- **Record set**
— START —
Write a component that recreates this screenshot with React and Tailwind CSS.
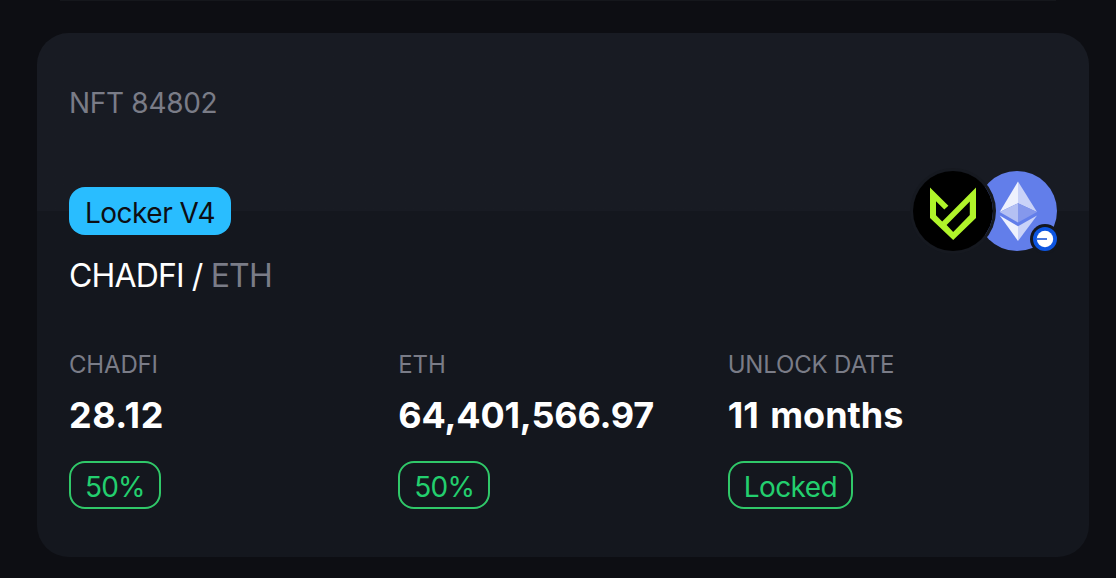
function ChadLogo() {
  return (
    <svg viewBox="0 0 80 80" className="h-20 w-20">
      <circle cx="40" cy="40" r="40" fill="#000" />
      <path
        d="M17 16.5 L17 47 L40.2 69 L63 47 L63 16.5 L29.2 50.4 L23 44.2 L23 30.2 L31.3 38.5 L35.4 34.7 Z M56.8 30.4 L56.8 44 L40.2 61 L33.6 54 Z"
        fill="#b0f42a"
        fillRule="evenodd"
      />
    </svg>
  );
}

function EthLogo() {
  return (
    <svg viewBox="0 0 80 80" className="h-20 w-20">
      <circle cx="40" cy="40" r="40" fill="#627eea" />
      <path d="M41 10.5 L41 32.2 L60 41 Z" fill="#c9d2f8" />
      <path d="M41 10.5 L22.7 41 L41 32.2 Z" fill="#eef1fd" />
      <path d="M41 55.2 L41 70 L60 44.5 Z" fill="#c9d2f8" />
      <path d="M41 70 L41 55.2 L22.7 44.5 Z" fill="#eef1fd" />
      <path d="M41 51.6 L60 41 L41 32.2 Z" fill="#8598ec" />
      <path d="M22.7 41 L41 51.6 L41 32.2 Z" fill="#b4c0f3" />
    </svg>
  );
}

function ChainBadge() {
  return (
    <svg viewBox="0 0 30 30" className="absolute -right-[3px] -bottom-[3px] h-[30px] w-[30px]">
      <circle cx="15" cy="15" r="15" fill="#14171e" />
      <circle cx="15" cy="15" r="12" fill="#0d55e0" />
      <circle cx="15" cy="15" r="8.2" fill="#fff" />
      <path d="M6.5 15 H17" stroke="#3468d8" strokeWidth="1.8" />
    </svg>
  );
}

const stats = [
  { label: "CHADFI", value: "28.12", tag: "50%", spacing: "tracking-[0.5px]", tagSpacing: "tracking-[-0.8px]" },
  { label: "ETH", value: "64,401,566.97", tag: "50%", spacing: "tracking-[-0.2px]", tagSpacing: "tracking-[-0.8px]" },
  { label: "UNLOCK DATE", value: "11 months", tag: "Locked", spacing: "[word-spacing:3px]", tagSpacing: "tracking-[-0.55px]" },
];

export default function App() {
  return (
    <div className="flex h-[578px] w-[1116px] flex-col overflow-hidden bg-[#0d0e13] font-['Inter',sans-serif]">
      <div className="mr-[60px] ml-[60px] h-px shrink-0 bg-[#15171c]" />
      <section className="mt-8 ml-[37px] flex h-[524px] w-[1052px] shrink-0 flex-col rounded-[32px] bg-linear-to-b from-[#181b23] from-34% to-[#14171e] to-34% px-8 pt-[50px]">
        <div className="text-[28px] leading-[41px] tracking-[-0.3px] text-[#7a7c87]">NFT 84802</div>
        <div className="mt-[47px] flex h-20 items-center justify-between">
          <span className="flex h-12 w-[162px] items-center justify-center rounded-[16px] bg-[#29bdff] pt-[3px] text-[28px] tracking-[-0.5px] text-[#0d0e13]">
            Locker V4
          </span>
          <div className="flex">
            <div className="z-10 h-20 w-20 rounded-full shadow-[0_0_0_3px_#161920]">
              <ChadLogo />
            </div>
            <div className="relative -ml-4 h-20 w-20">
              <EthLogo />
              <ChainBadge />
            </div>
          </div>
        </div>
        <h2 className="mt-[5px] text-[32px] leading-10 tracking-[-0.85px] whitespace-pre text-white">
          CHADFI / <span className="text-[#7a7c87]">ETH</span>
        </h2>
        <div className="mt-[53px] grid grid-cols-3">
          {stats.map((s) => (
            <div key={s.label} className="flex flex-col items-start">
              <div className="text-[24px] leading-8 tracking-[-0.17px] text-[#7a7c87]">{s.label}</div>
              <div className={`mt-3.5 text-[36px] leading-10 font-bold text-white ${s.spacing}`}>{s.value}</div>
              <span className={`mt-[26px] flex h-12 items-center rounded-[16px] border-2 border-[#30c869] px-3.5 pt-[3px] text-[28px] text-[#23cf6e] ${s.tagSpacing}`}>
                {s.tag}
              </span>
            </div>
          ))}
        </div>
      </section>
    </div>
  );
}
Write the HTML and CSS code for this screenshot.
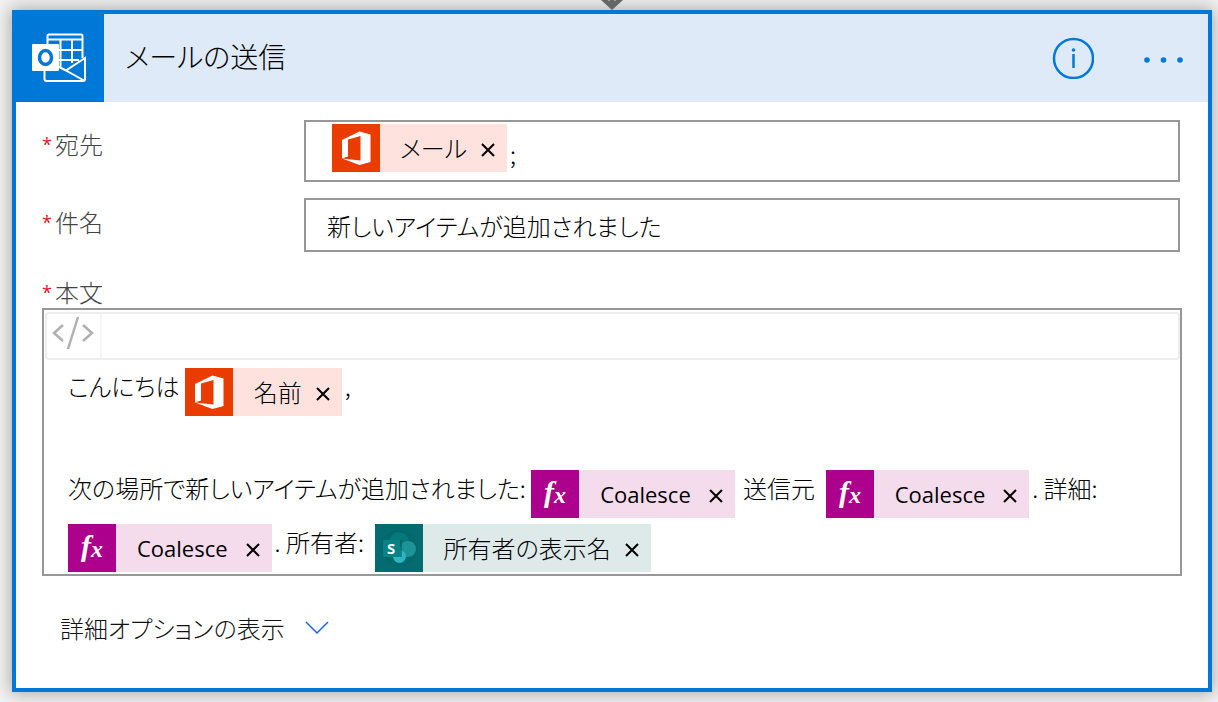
— END —
- **To be done**
Copy everything in the records above except the pictures, exactly as written.

- **Output for this exercise**
Write a component that recreates this screenshot with React and Tailwind CSS.
function ChadLogo() {
  return (
    <svg viewBox="0 0 80 80" className="h-20 w-20">
      <circle cx="40" cy="40" r="40" fill="#000" />
      <path
        d="M17 16.5 L17 47 L40.2 69 L63 47 L63 16.5 L29.2 50.4 L23 44.2 L23 30.2 L31.3 38.5 L35.4 34.7 Z M56.8 30.4 L56.8 44 L40.2 61 L33.6 54 Z"
        fill="#b0f42a"
        fillRule="evenodd"
      />
    </svg>
  );
}

function EthLogo() {
  return (
    <svg viewBox="0 0 80 80" className="h-20 w-20">
      <circle cx="40" cy="40" r="40" fill="#627eea" />
      <path d="M41 10.5 L41 32.2 L60 41 Z" fill="#c9d2f8" />
      <path d="M41 10.5 L22.7 41 L41 32.2 Z" fill="#eef1fd" />
      <path d="M41 55.2 L41 70 L60 44.5 Z" fill="#c9d2f8" />
      <path d="M41 70 L41 55.2 L22.7 44.5 Z" fill="#eef1fd" />
      <path d="M41 51.6 L60 41 L41 32.2 Z" fill="#8598ec" />
      <path d="M22.7 41 L41 51.6 L41 32.2 Z" fill="#b4c0f3" />
    </svg>
  );
}

function ChainBadge() {
  return (
    <svg viewBox="0 0 30 30" className="absolute -right-[3px] -bottom-[3px] h-[30px] w-[30px]">
      <circle cx="15" cy="15" r="15" fill="#14171e" />
      <circle cx="15" cy="15" r="12" fill="#0d55e0" />
      <circle cx="15" cy="15" r="8.2" fill="#fff" />
      <path d="M6.5 15 H17" stroke="#3468d8" strokeWidth="1.8" />
    </svg>
  );
}

const stats = [
  { label: "CHADFI", value: "28.12", tag: "50%", spacing: "tracking-[0.5px]", tagSpacing: "tracking-[-0.8px]" },
  { label: "ETH", value: "64,401,566.97", tag: "50%", spacing: "tracking-[-0.2px]", tagSpacing: "tracking-[-0.8px]" },
  { label: "UNLOCK DATE", value: "11 months", tag: "Locked", spacing: "[word-spacing:3px]", tagSpacing: "tracking-[-0.55px]" },
];

export default function App() {
  return (
    <div className="flex h-[578px] w-[1116px] flex-col overflow-hidden bg-[#0d0e13] font-['Inter',sans-serif]">
      <div className="mr-[60px] ml-[60px] h-px shrink-0 bg-[#15171c]" />
      <section className="mt-8 ml-[37px] flex h-[524px] w-[1052px] shrink-0 flex-col rounded-[32px] bg-linear-to-b from-[#181b23] from-34% to-[#14171e] to-34% px-8 pt-[50px]">
        <div className="text-[28px] leading-[41px] tracking-[-0.3px] text-[#7a7c87]">NFT 84802</div>
        <div className="mt-[47px] flex h-20 items-center justify-between">
          <span className="flex h-12 w-[162px] items-center justify-center rounded-[16px] bg-[#29bdff] pt-[3px] text-[28px] tracking-[-0.5px] text-[#0d0e13]">
            Locker V4
          </span>
          <div className="flex">
            <div className="z-10 h-20 w-20 rounded-full shadow-[0_0_0_3px_#161920]">
              <ChadLogo />
            </div>
            <div className="relative -ml-4 h-20 w-20">
              <EthLogo />
              <ChainBadge />
            </div>
          </div>
        </div>
        <h2 className="mt-[5px] text-[32px] leading-10 tracking-[-0.85px] whitespace-pre text-white">
          CHADFI / <span className="text-[#7a7c87]">ETH</span>
        </h2>
        <div className="mt-[53px] grid grid-cols-3">
          {stats.map((s) => (
            <div key={s.label} className="flex flex-col items-start">
              <div className="text-[24px] leading-8 tracking-[-0.17px] text-[#7a7c87]">{s.label}</div>
              <div className={`mt-3.5 text-[36px] leading-10 font-bold text-white ${s.spacing}`}>{s.value}</div>
              <span className={`mt-[26px] flex h-12 items-center rounded-[16px] border-2 border-[#30c869] px-3.5 pt-[3px] text-[28px] text-[#23cf6e] ${s.tagSpacing}`}>
                {s.tag}
              </span>
            </div>
          ))}
        </div>
      </section>
    </div>
  );
}
Write the HTML and CSS code for this screenshot.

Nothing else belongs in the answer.